Proposed New Area Code Meets With Busy Signal
Eastern Washington will continue to have just one area code for the foreseeable future.
State regulators Wednesday turned back an industry effort to impose a second area code on counties east of the Cascades.
Instead, telephone companies serving Spokane County - where new numbers are most in demand - were ordered to pool thousands of numbers they have not yet put to use.
The same rule will later be expanded to include all of Eastern Washington.
Glenn Blackmon, assistant director for telecommunications at the Washington Utilities and Transportation Commission, said Friday that as many as 300,000 of the 1.6 million numbers assigned to Spokane are warehoused.
Another 20,000 numbers are available in surrounding areas, he said.
In April, the telephone industry and a private company that manages the nation’s numbering system recommended that the state supplement the 509 area code with a second because rapid innovations in telecommunications were increasing demand for new telephone numbers.
A new, undesignated code would be necessary by April 2002, according to their calculations.
They supported an overlay plan that would leave an area intact, but assign a new area code to all new subscribers. All phone users would dial 10 numbers, not seven, to make their connections.
While the 509 area code has been used since 1957, Western Washington has been split and resplit into a quartet of area codes. A fifth area code will be introduced next October.
The WUTC staff, which acts independently of the three commissioners, has resisted the second area code proposal from the outset. Number pooling was suggested as an alternative in a memo issued early last month.
The commission accepted a modified version Wednesday.
Unless there is a change, pooling will begin on July 8, 2001.
Blackmon said telephone service providers will have to submit blocks of 1,000 unused numbers to a third party, Telcordia Technologies, which will reassign them as needed. “The companies are not allowed to buy and sell phone numbers,” he said.
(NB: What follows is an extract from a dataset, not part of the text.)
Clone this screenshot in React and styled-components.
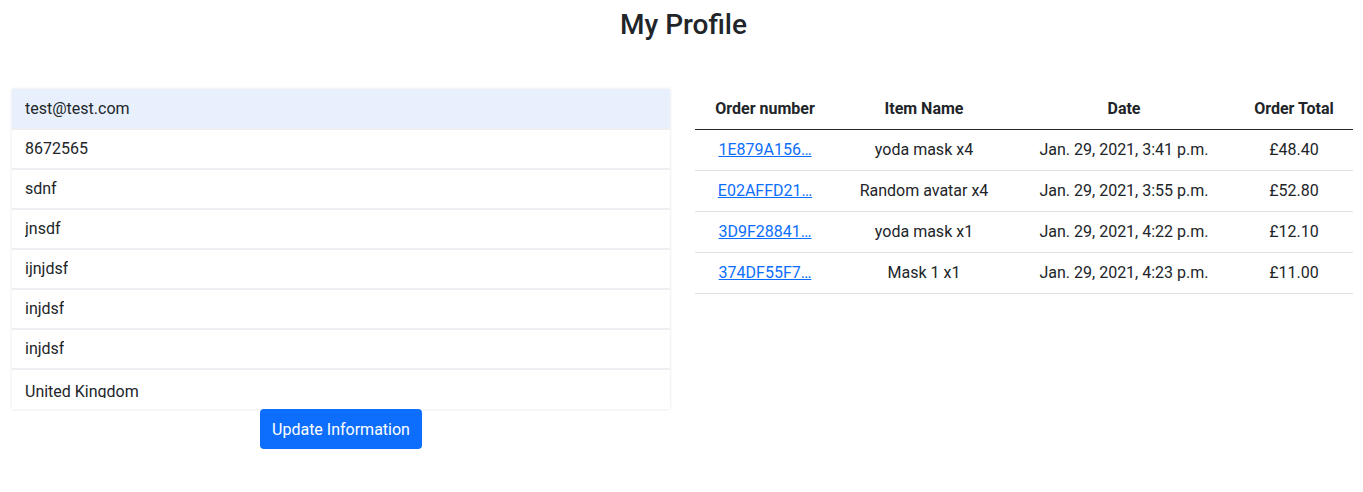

Qwest officials estimated the change will delay the need for a new Spokane County area code at least another 10 months, he said. For the rest of Eastern Washington, the reprieve could be as long as 30 months.
“We think that’s a very conservative estimate,” Blackmon said.
In Chicago, he noted, a number-pooling system implemented three years ago continues to forestall adoption of another area code.
Blackmon said the chief opponent of pooling was Qwest, the largest provider of telecommunication services in Washington.
Theresa Jensen, Qwest director of regulatory affairs, said hardware and software costs associated with number pooling may exceed $20 million.
Switches, for example, must be modified to read 10 numbers - area code, prefix and suffix.
Now, Jensen said, all 10,000 suffixes associated with a prefix are owned by the same company. Once a switch has read the prefix, it knows where to route the call, and who provides the phone service.
That will no longer be the case.
Qwest, for example, may own 5,000 prefixes; XO Communications, 2,000, and other providers the remaining 3,000.
Jensen said modifying equipment will cost more than it will for competitors because they own fewer and newer switches than does Qwest.
She said Federal Communications Commission rules require states to pass on costs to all telephone users.
That could be done by extending a 43-cents-per-month charge that covers system changes that allow customers to keep the same telephone number if they switch telephone service providers, she said.
The charge is due to expire after two years.
Consumers might prefer dialing 10 digits to paying the additional charge, Jensen said.